*INSTRUCTION*
Could you transcribe every record below exactly as written, leaving out any pictures?
--- START OF INPUT DATA ---
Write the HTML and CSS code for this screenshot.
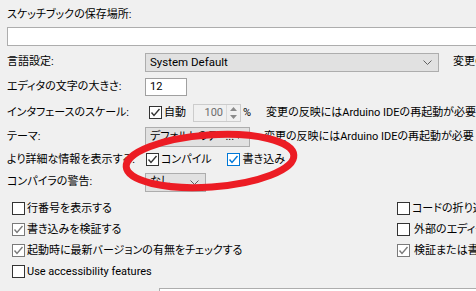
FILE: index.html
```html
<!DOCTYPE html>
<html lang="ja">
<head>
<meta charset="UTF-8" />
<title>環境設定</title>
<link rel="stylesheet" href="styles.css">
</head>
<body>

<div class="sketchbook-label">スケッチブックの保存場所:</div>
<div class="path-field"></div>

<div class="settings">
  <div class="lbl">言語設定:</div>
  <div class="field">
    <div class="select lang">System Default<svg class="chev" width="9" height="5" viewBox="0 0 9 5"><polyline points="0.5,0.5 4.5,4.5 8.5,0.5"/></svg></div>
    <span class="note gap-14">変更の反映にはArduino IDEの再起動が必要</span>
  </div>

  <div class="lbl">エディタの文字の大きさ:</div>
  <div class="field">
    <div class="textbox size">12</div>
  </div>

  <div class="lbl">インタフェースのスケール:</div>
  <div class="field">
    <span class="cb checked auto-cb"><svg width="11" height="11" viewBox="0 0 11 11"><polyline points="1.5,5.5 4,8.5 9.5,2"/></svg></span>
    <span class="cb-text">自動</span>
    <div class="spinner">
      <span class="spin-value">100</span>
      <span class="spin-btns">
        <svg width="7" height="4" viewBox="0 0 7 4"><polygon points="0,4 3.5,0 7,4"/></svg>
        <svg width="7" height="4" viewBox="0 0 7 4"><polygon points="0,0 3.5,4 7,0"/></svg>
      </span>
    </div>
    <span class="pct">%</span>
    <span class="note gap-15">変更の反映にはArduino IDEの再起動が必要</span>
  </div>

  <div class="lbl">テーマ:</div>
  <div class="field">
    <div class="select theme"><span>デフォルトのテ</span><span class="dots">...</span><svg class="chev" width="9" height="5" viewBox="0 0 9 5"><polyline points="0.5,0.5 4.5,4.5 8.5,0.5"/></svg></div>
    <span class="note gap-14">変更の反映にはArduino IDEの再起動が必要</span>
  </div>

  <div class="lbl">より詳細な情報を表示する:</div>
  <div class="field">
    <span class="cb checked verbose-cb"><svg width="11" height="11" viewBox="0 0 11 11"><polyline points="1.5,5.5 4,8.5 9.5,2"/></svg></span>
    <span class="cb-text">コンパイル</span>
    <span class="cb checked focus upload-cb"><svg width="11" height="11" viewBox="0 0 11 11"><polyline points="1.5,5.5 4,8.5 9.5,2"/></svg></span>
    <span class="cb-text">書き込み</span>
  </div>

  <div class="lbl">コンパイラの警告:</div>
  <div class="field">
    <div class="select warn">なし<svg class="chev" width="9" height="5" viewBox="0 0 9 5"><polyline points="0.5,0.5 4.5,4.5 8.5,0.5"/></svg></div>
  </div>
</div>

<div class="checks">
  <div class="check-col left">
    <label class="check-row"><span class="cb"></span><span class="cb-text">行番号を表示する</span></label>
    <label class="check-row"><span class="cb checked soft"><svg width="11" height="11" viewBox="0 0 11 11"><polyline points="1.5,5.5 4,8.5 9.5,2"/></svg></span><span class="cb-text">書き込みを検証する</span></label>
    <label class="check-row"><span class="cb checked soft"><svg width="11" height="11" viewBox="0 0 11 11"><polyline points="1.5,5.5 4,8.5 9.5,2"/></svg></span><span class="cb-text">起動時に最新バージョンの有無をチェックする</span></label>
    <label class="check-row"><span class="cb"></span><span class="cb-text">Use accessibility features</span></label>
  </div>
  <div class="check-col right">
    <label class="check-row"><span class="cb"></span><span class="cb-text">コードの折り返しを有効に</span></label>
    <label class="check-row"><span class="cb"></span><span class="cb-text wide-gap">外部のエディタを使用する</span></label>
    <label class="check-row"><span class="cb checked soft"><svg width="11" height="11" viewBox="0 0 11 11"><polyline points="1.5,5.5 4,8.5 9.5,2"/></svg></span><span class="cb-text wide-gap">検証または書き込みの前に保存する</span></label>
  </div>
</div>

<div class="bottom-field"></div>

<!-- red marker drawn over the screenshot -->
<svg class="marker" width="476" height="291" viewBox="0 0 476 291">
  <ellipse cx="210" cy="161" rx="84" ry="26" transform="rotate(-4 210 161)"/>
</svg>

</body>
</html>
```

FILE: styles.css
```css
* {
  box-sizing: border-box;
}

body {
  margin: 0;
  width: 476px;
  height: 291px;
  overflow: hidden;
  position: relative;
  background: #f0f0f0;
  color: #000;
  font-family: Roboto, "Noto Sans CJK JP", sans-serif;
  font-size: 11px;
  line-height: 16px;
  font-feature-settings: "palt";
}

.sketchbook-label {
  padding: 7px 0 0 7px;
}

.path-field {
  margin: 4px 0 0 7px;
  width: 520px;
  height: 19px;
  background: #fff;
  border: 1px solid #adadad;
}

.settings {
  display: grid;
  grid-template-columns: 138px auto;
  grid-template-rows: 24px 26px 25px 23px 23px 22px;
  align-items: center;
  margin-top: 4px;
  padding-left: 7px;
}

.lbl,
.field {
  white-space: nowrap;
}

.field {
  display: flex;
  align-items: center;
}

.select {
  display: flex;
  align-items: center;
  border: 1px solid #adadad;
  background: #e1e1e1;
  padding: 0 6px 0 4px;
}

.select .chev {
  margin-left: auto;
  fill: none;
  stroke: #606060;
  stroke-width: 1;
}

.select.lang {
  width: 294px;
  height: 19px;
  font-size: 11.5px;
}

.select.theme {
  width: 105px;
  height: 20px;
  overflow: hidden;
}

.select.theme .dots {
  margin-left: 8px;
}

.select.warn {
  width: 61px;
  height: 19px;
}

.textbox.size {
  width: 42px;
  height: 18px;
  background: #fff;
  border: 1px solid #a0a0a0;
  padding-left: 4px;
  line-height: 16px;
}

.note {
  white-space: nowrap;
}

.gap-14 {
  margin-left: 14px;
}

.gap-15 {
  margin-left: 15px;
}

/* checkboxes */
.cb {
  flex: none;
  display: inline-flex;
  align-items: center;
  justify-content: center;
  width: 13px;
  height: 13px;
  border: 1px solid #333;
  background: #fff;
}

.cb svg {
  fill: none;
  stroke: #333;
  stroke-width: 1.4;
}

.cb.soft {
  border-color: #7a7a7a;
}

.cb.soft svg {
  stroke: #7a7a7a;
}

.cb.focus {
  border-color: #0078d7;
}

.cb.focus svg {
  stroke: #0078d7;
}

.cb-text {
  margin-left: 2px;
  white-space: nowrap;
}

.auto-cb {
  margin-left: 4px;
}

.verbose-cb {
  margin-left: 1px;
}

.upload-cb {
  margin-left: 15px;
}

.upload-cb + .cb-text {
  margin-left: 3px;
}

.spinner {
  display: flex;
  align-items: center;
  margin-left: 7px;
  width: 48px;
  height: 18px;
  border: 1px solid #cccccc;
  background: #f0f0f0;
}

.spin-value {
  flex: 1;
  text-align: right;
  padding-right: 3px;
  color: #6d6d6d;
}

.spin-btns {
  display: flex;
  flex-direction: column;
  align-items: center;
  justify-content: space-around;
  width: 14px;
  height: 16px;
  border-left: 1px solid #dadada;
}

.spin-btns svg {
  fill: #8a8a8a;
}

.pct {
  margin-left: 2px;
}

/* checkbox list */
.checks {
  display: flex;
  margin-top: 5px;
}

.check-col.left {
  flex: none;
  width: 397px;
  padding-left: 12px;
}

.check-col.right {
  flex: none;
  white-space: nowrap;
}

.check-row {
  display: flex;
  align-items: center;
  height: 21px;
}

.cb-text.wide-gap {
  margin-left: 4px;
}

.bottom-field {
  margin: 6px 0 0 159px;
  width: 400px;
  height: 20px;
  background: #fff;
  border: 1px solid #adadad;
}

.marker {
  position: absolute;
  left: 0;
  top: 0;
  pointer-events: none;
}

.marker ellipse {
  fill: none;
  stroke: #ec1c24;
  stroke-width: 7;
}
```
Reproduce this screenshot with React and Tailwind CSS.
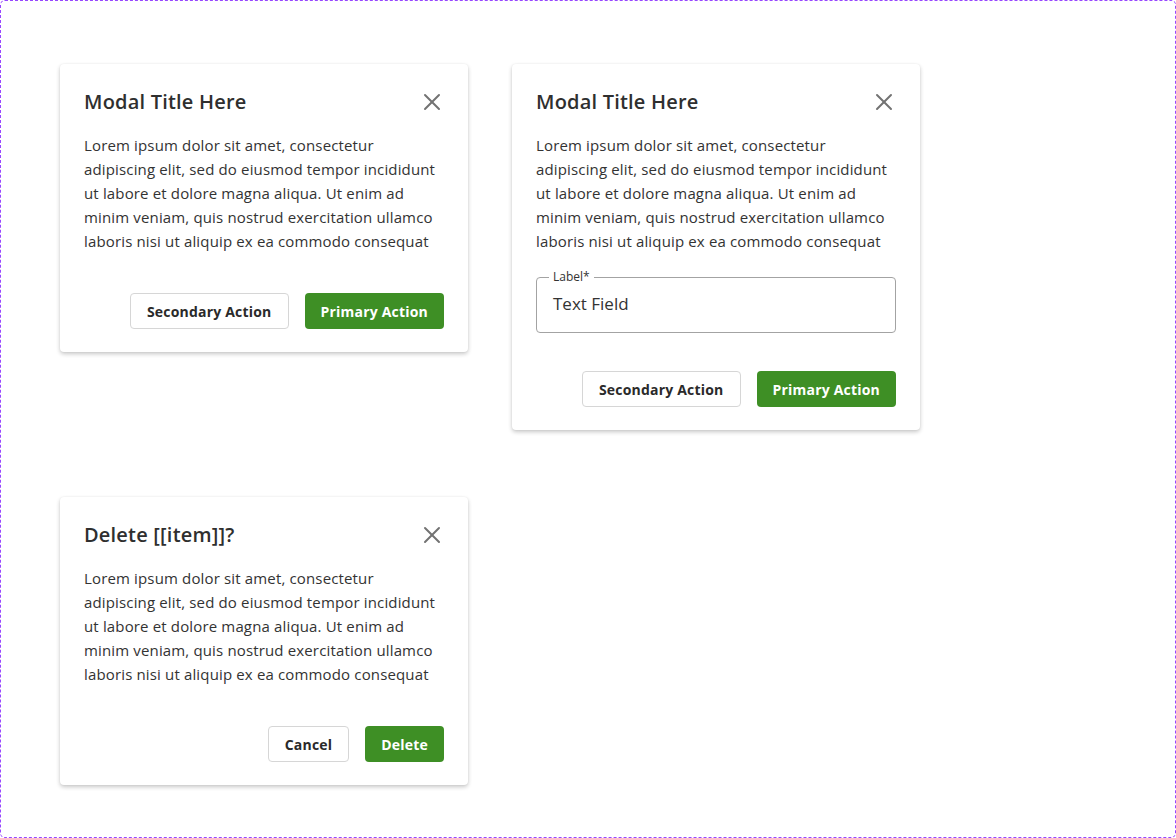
--- END OF INPUT DATA ---
*EXERCISE RESULT*
Write the HTML and CSS code for this screenshot.
FILE: index.html
```html
<!DOCTYPE html>
<html lang="ja">
<head>
<meta charset="UTF-8" />
<title>環境設定</title>
<link rel="stylesheet" href="styles.css">
</head>
<body>

<div class="sketchbook-label">スケッチブックの保存場所:</div>
<div class="path-field"></div>

<div class="settings">
  <div class="lbl">言語設定:</div>
  <div class="field">
    <div class="select lang">System Default<svg class="chev" width="9" height="5" viewBox="0 0 9 5"><polyline points="0.5,0.5 4.5,4.5 8.5,0.5"/></svg></div>
    <span class="note gap-14">変更の反映にはArduino IDEの再起動が必要</span>
  </div>

  <div class="lbl">エディタの文字の大きさ:</div>
  <div class="field">
    <div class="textbox size">12</div>
  </div>

  <div class="lbl">インタフェースのスケール:</div>
  <div class="field">
    <span class="cb checked auto-cb"><svg width="11" height="11" viewBox="0 0 11 11"><polyline points="1.5,5.5 4,8.5 9.5,2"/></svg></span>
    <span class="cb-text">自動</span>
    <div class="spinner">
      <span class="spin-value">100</span>
      <span class="spin-btns">
        <svg width="7" height="4" viewBox="0 0 7 4"><polygon points="0,4 3.5,0 7,4"/></svg>
        <svg width="7" height="4" viewBox="0 0 7 4"><polygon points="0,0 3.5,4 7,0"/></svg>
      </span>
    </div>
    <span class="pct">%</span>
    <span class="note gap-15">変更の反映にはArduino IDEの再起動が必要</span>
  </div>

  <div class="lbl">テーマ:</div>
  <div class="field">
    <div class="select theme"><span>デフォルトのテ</span><span class="dots">...</span><svg class="chev" width="9" height="5" viewBox="0 0 9 5"><polyline points="0.5,0.5 4.5,4.5 8.5,0.5"/></svg></div>
    <span class="note gap-14">変更の反映にはArduino IDEの再起動が必要</span>
  </div>

  <div class="lbl">より詳細な情報を表示する:</div>
  <div class="field">
    <span class="cb checked verbose-cb"><svg width="11" height="11" viewBox="0 0 11 11"><polyline points="1.5,5.5 4,8.5 9.5,2"/></svg></span>
    <span class="cb-text">コンパイル</span>
    <span class="cb checked focus upload-cb"><svg width="11" height="11" viewBox="0 0 11 11"><polyline points="1.5,5.5 4,8.5 9.5,2"/></svg></span>
    <span class="cb-text">書き込み</span>
  </div>

  <div class="lbl">コンパイラの警告:</div>
  <div class="field">
    <div class="select warn">なし<svg class="chev" width="9" height="5" viewBox="0 0 9 5"><polyline points="0.5,0.5 4.5,4.5 8.5,0.5"/></svg></div>
  </div>
</div>

<div class="checks">
  <div class="check-col left">
    <label class="check-row"><span class="cb"></span><span class="cb-text">行番号を表示する</span></label>
    <label class="check-row"><span class="cb checked soft"><svg width="11" height="11" viewBox="0 0 11 11"><polyline points="1.5,5.5 4,8.5 9.5,2"/></svg></span><span class="cb-text">書き込みを検証する</span></label>
    <label class="check-row"><span class="cb checked soft"><svg width="11" height="11" viewBox="0 0 11 11"><polyline points="1.5,5.5 4,8.5 9.5,2"/></svg></span><span class="cb-text">起動時に最新バージョンの有無をチェックする</span></label>
    <label class="check-row"><span class="cb"></span><span class="cb-text">Use accessibility features</span></label>
  </div>
  <div class="check-col right">
    <label class="check-row"><span class="cb"></span><span class="cb-text">コードの折り返しを有効に</span></label>
    <label class="check-row"><span class="cb"></span><span class="cb-text wide-gap">外部のエディタを使用する</span></label>
    <label class="check-row"><span class="cb checked soft"><svg width="11" height="11" viewBox="0 0 11 11"><polyline points="1.5,5.5 4,8.5 9.5,2"/></svg></span><span class="cb-text wide-gap">検証または書き込みの前に保存する</span></label>
  </div>
</div>

<div class="bottom-field"></div>

<!-- red marker drawn over the screenshot -->
<svg class="marker" width="476" height="291" viewBox="0 0 476 291">
  <ellipse cx="210" cy="161" rx="84" ry="26" transform="rotate(-4 210 161)"/>
</svg>

</body>
</html>
```

FILE: styles.css
```css
* {
  box-sizing: border-box;
}

body {
  margin: 0;
  width: 476px;
  height: 291px;
  overflow: hidden;
  position: relative;
  background: #f0f0f0;
  color: #000;
  font-family: Roboto, "Noto Sans CJK JP", sans-serif;
  font-size: 11px;
  line-height: 16px;
  font-feature-settings: "palt";
}

.sketchbook-label {
  padding: 7px 0 0 7px;
}

.path-field {
  margin: 4px 0 0 7px;
  width: 520px;
  height: 19px;
  background: #fff;
  border: 1px solid #adadad;
}

.settings {
  display: grid;
  grid-template-columns: 138px auto;
  grid-template-rows: 24px 26px 25px 23px 23px 22px;
  align-items: center;
  margin-top: 4px;
  padding-left: 7px;
}

.lbl,
.field {
  white-space: nowrap;
}

.field {
  display: flex;
  align-items: center;
}

.select {
  display: flex;
  align-items: center;
  border: 1px solid #adadad;
  background: #e1e1e1;
  padding: 0 6px 0 4px;
}

.select .chev {
  margin-left: auto;
  fill: none;
  stroke: #606060;
  stroke-width: 1;
}

.select.lang {
  width: 294px;
  height: 19px;
  font-size: 11.5px;
}

.select.theme {
  width: 105px;
  height: 20px;
  overflow: hidden;
}

.select.theme .dots {
  margin-left: 8px;
}

.select.warn {
  width: 61px;
  height: 19px;
}

.textbox.size {
  width: 42px;
  height: 18px;
  background: #fff;
  border: 1px solid #a0a0a0;
  padding-left: 4px;
  line-height: 16px;
}

.note {
  white-space: nowrap;
}

.gap-14 {
  margin-left: 14px;
}

.gap-15 {
  margin-left: 15px;
}

/* checkboxes */
.cb {
  flex: none;
  display: inline-flex;
  align-items: center;
  justify-content: center;
  width: 13px;
  height: 13px;
  border: 1px solid #333;
  background: #fff;
}

.cb svg {
  fill: none;
  stroke: #333;
  stroke-width: 1.4;
}

.cb.soft {
  border-color: #7a7a7a;
}

.cb.soft svg {
  stroke: #7a7a7a;
}

.cb.focus {
  border-color: #0078d7;
}

.cb.focus svg {
  stroke: #0078d7;
}

.cb-text {
  margin-left: 2px;
  white-space: nowrap;
}

.auto-cb {
  margin-left: 4px;
}

.verbose-cb {
  margin-left: 1px;
}

.upload-cb {
  margin-left: 15px;
}

.upload-cb + .cb-text {
  margin-left: 3px;
}

.spinner {
  display: flex;
  align-items: center;
  margin-left: 7px;
  width: 48px;
  height: 18px;
  border: 1px solid #cccccc;
  background: #f0f0f0;
}

.spin-value {
  flex: 1;
  text-align: right;
  padding-right: 3px;
  color: #6d6d6d;
}

.spin-btns {
  display: flex;
  flex-direction: column;
  align-items: center;
  justify-content: space-around;
  width: 14px;
  height: 16px;
  border-left: 1px solid #dadada;
}

.spin-btns svg {
  fill: #8a8a8a;
}

.pct {
  margin-left: 2px;
}

/* checkbox list */
.checks {
  display: flex;
  margin-top: 5px;
}

.check-col.left {
  flex: none;
  width: 397px;
  padding-left: 12px;
}

.check-col.right {
  flex: none;
  white-space: nowrap;
}

.check-row {
  display: flex;
  align-items: center;
  height: 21px;
}

.cb-text.wide-gap {
  margin-left: 4px;
}

.bottom-field {
  margin: 6px 0 0 159px;
  width: 400px;
  height: 20px;
  background: #fff;
  border: 1px solid #adadad;
}

.marker {
  position: absolute;
  left: 0;
  top: 0;
  pointer-events: none;
}

.marker ellipse {
  fill: none;
  stroke: #ec1c24;
  stroke-width: 7;
}
```
Reproduce this screenshot with React and Tailwind CSS.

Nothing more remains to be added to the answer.